Ese yo que se supone que soy se ha convertido en una mezcla de recuerdos, de lugares, de personas, de historias. Olores y sabores, paisajes, distinta flora. Unos años en la monstruosa Ciudad de México, meses de autostop en Sudamérica, casi dos años dando vueltas por diferentes países de Asia.

Un poco de mí está en esos lugares, en Indonesia, en Tailandia. En todos los pisos que he habitado, la multitud de cocinas en las que he cocinado, la gente con la que me he encontrado. Huellas en la piel y en la memoria. Pedazos de mí.

No sé hasta cuándo se puede mantener una vida en movimiento. Una vida de búsqueda. Esa carrera de fondo hacia la libertad personal. Ser ave y no árbol. Dejarse mecer por las corrientes del viento, tratar de apresar el aprendizaje.

No es una vida estable, pero es llena. El único problema es volver. ¿Volver adónde? ¿A dónde se vuelve cuándo no hay un lugar físico al que llamar hogar? ¿Cuándo las fronteras se cierran y tienes que volver a ese país que marca el color de tu pasaporte? Adónde volver entonces, cómo tratar de ser parte del bosque en medio de la tempestad cuando hace mucho que ya no tienes lugar, que abandonaste el intento de echar raíces por creerte pájaro e ir a perseguir el viento. Ir en busca de ese otro, ese otro lejos. Promesas de cambio y sueño de nuevo, la posibilidad de reinventarse, la posibilidad de dejar atrás.
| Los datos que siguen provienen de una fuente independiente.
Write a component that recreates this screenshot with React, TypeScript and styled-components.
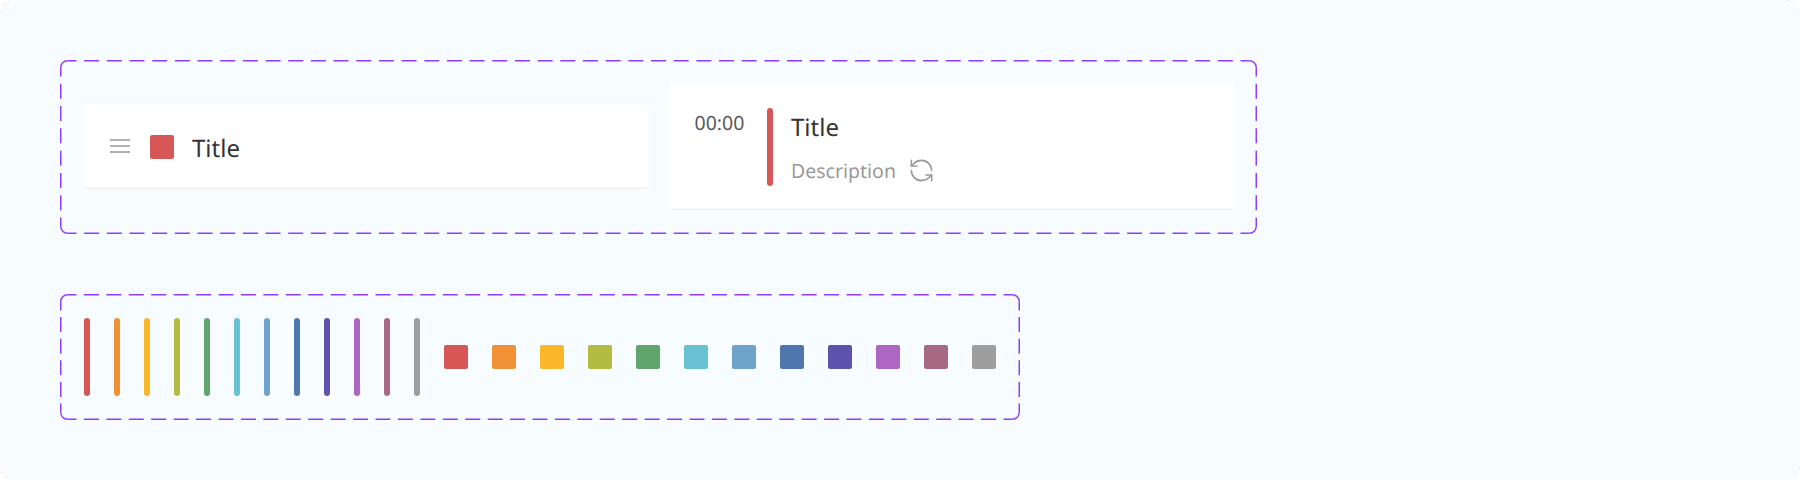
import styled, { createGlobalStyle } from "styled-components";
import { RefreshCcw } from "lucide-react";

const palette = [
  "#d75656",
  "#f09135",
  "#fab727",
  "#b4bb41",
  "#60a56c",
  "#67c1d3",
  "#70a3ca",
  "#5077ad",
  "#5f52ae",
  "#ad66c4",
  "#a86a82",
  "#9e9e9e",
];

const GlobalStyle = createGlobalStyle`
  html, body {
    margin: 0;
    padding: 0;
    background: #ffffff;
    font-family: "Noto Sans", "Open Sans", sans-serif;
    text-rendering: geometricPrecision;
  }
`;

const Page = styled.div`
  position: relative;
  box-sizing: border-box;
  width: 1800px;
  height: 480px;
  padding: 60px;
  display: flex;
  flex-direction: column;
  align-items: flex-start;
  gap: 60px;
  background: #f6fcff;
  border-radius: 15px;
  overflow: hidden;
`;

const Outline = styled.svg`
  position: absolute;
  inset: 0;
  width: 100%;
  height: 100%;
  pointer-events: none;
`;

const DashedBox = styled.div`
  position: relative;
  box-sizing: border-box;
  padding: 24px;
  display: flex;
  align-items: center;
  gap: 24px;
`;

const CardBox = styled(DashedBox)`
  width: 1197px;
`;

const SwatchBox = styled(DashedBox)`
  width: 960px;
`;

const Card = styled.div`
  flex: 1;
  box-sizing: border-box;
  display: flex;
  background: #ffffff;
  padding: 24px;
  box-shadow: inset 0 -1.5px 0 #f0f0f0;
`;

const RowCard = styled(Card)`
  align-items: center;
  height: 84px;
  gap: 18px;
`;

const EventCard = styled(Card)`
  height: 126px;
`;

const MenuIcon = styled.svg`
  display: block;
  width: 24px;
  height: 24px;
  flex: none;
`;

const Swatch = styled.div<{ $color: string }>`
  width: 24px;
  height: 24px;
  flex: none;
  border-radius: 2px;
  background: ${(p) => p.$color};
`;

const Bar = styled.div<{ $color: string }>`
  width: 6px;
  height: 78px;
  flex: none;
  border-radius: 3px;
  background: ${(p) => p.$color};
`;

const RowTitle = styled.div`
  font-size: 24px;
  line-height: 36px;
  color: #333333;
  padding-top: 4px;
`;

const EventTitle = styled(RowTitle)`
  padding-top: 1px;
  margin-top: 1px;
`;

const Time = styled.div`
  width: 72.5px;
  flex: none;
  font-size: 19.5px;
  line-height: 24px;
  padding-top: 3px;
  color: #595959;
`;

const Body = styled.div`
  display: flex;
  flex-direction: column;
  justify-content: space-between;
  margin-left: 18px;
`;

const Meta = styled.div`
  display: flex;
  align-items: center;
  gap: 12px;
  height: 30px;
  margin-bottom: 1px;
  font-size: 19.5px;
  color: #999999;
`;

const DASH = 15;
const GAP = 7.5;
const RADIUS = 7.5;
const EDGE = 0.75;

// every side fits its dashes between the corners, so each corner gets a full dash
const sideDash = (length: number) => {
  const run = length - 3;
  const period = (run - DASH) / Math.round((run - DASH) / (DASH + GAP));
  return `${DASH} ${period - DASH}`;
};

const Dashes = ({ w, h }: { w: number; h: number }) => {
  const right = w - EDGE;
  const bottom = h - EDGE;
  const line = { fill: "none", stroke: "#8f3dff", strokeWidth: 1.5 };
  const across = { ...line, strokeDasharray: sideDash(w), strokeDashoffset: 6 };
  const down = { ...line, strokeDasharray: sideDash(h), strokeDashoffset: 6 };
  return (
    <Outline>
      <path {...line} d={`M${EDGE} ${RADIUS}A${RADIUS - EDGE} ${RADIUS - EDGE} 0 0 1 ${RADIUS} ${EDGE}`} />
      <path {...line} d={`M${w - RADIUS} ${EDGE}A${RADIUS - EDGE} ${RADIUS - EDGE} 0 0 1 ${right} ${RADIUS}`} />
      <path {...line} d={`M${right} ${h - RADIUS}A${RADIUS - EDGE} ${RADIUS - EDGE} 0 0 1 ${w - RADIUS} ${bottom}`} />
      <path {...line} d={`M${RADIUS} ${bottom}A${RADIUS - EDGE} ${RADIUS - EDGE} 0 0 1 ${EDGE} ${h - RADIUS}`} />
      <path {...across} d={`M${RADIUS} ${EDGE}H${w - RADIUS}`} />
      <path {...across} d={`M${RADIUS} ${bottom}H${w - RADIUS}`} />
      <path {...down} d={`M${EDGE} ${RADIUS}V${h - RADIUS}`} />
      <path {...down} d={`M${right} ${RADIUS}V${h - RADIUS}`} />
    </Outline>
  );
};

// the frame's own dashed outline only peeks in at the rounded corners
const FrameEdge = () => (
  <Outline>
    <rect
      x="-1"
      y="-1"
      width="1802"
      height="482"
      rx="17"
      fill="none"
      stroke="#9747ff"
      strokeOpacity="0.5"
      strokeWidth="1.5"
      strokeDasharray="3 4"
    />
  </Outline>
);

export default function App() {
  return (
    <>
      <GlobalStyle />
      <Page>
        <FrameEdge />
        <CardBox>
          <Dashes w={1197} h={174} />
          <RowCard>
            <MenuIcon viewBox="0 0 24 24" fill="none" stroke="#999999" strokeWidth="1.5">
              <path d="M2 5h20M2 11h20M2 17h20" />
            </MenuIcon>
            <Swatch $color={palette[0]} />
            <RowTitle>Title</RowTitle>
          </RowCard>
          <EventCard>
            <Time>00:00</Time>
            <Bar $color={palette[0]} />
            <Body>
              <EventTitle>Title</EventTitle>
              <Meta>
                Description
                <RefreshCcw size={27} strokeWidth={1.4} color="#999999" />
              </Meta>
            </Body>
          </EventCard>
        </CardBox>
        <SwatchBox>
          <Dashes w={960} h={126} />
          {palette.map((color) => (
            <Bar key={color} $color={color} />
          ))}
          {palette.map((color) => (
            <Swatch key={color} $color={color} />
          ))}
        </SwatchBox>
      </Page>
    </>
  );
}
Cuando uno migra, por deseo o por necesidad, es mucho lo que deja atrás. Por un lado es como liberarse de un peso innecesario, todo esa madera de nuestras raíces ahora más ligera. Por el otro, es ese peso que cargamos, la mochila con la que viajamos. Todos esos recuerdos de lugares y personas que ya no están o que al menos no son en nuestras vidas lo que eran. Los pilares, las barreras. Las marcas que van dejando en nuestro tronco, en nuestra madera, en cada centro cada vez más lleno de nudos y de anillos, más duro y espeso.

Y talamos las raíces mientras extendemos las ramas y esperamos que de ellas salga fruto. A veces vamos a países de clima tropical, como si así pudieran surgir piñas o papayas. Como si pudiésemos cambiar agrias manzanas por frutas exóticas de nombres desconocidos. Y a veces lo conseguimos, pero para eso hace falta tiempo, hace falta dejar crecer las raíces de nuevo. Y así seguimos esparciendo semillas, con la esperanza de que cuando volvamos, si lo hacemos, algo haya crecido en esa tierra árida y extraña. Haya un poco de nosotros, no haya que empezar de nuevo. Quizás con el tiempo sean muchos los sitios a los que volver, aunque haga falta un poco de poda y de riego.
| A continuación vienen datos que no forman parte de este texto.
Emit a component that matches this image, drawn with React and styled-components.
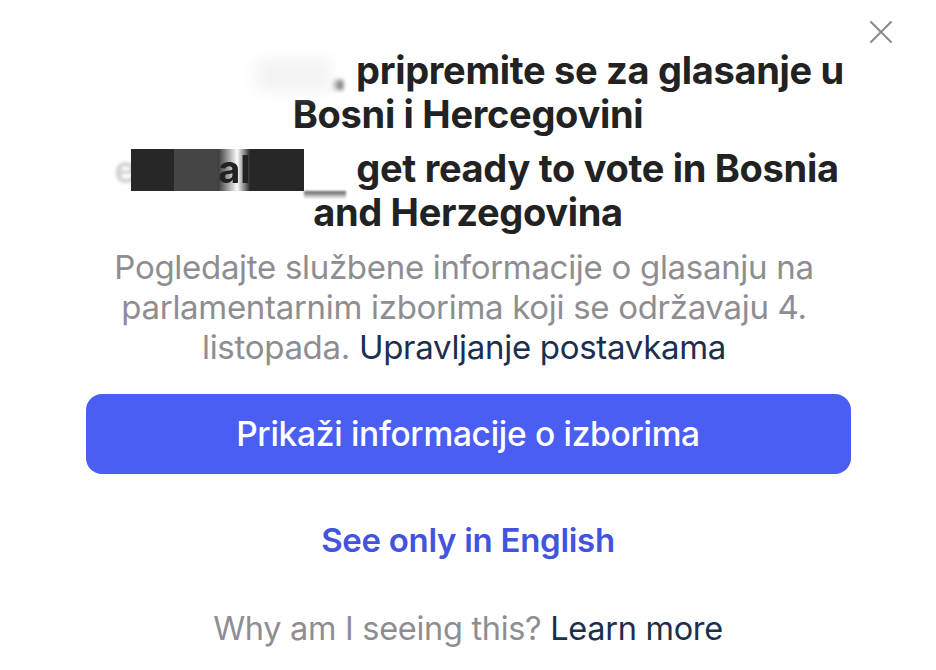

Y luego está la incertidumbre del migrante. La incertidumbre ante ese futuro incierto y neblinoso. No hay cielos azules cuando se avanza a ciegas, cuando el futuro es como una partida de cartas. Sabes qué tienes en la mano, pero desconoces las cartas y reglas con las que juegan los otros, esos otros extraños que susurran en otros idiomas y acentos que tratas de comprender como quien escucha la brisa del mar o los cambios del viento intentando adivinar si mañana hará sol o lloverá. Y aun así sigo moviéndome, seguimos moviéndonos. Las fronteras se cierran a metros de nuestros pies y continuamos caminando por caminos llenos de tierra y barro, cambiando de altitud, pidiendo un último esfuerzo a los músculos cansados. Quizás mañana lleguemos, quizás mañana haya un sitio al que llegar. Quizás mañana sea tiempo de cosechar o en la búsqueda y en la espera, las semillas que un día plantamos hayan echado raíces fuertes que nos permitan tener un bosque al que volver y llamar hogar.